Impurity doping is one of the typical approaches to extending the spectral response of titanium dioxide to the visible light region. Many efforts have been made by modification of titanium dioxide with nonmetals, such as B, C, N, S and F, so as to efficiently extend the photoresponse from the UV to the visible light region [6–11]. Furthermore, some theoretical calculations have been performed to suggest that anion doping of TiO 2 has considerable effects on band gap alteration [8–12]. The success of nitrogen doping and increasing the photocatalytic activity of TiO 2 in the visible light region provides good opportunities for extensive applications, such as oxidation of CO, ethanol, gaseous 2-propanol, acetaldehyde, NO x and the decomposition of dyes, such as methylene blue. It is well known that nitrogen doping can improve the photocatalytic activity of titania in the visible region, while UV photocatalytic activities are seldom studied.

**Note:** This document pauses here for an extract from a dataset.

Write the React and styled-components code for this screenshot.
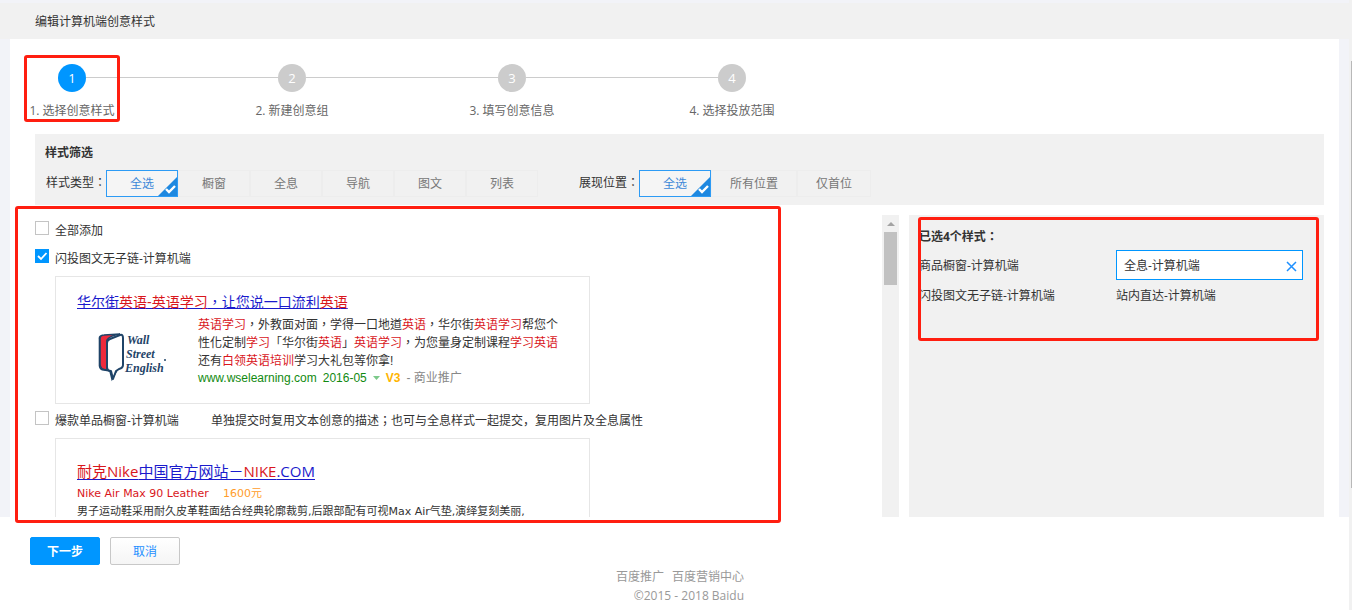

Recently, some metal elements, such as Fe, Cr, Co, Mo and V, have been employed to tune the electronic structure and enhance the photocatalytic activity of titanium dioxide [13–17]. It has been hypothesized that the advantages of the doping of the metal ion in TiO 2 are the temporary trapping of the photo generated charge carriers by the dopants and the inhibition of their recombination during migration from inside the material to the surface, or the enhanced adsorption of the goal pollutants onto the doping ion surface sites. Choi et al [18] reported that the absorption edge of metal-doped TiO 2 shifted to the visible light region. Anpo and co-workers [19, 20] showed that ion implantation of V, Cr and several transition metals shifted the absorption edge to the visible light region. Furthermore, Fe-doped TiO 2 has generated increasing interest as a diluted magnetic semiconductor (DMS) because of its ferromagnetic behaviour well above room temperature for low Fe doping concentrations [21].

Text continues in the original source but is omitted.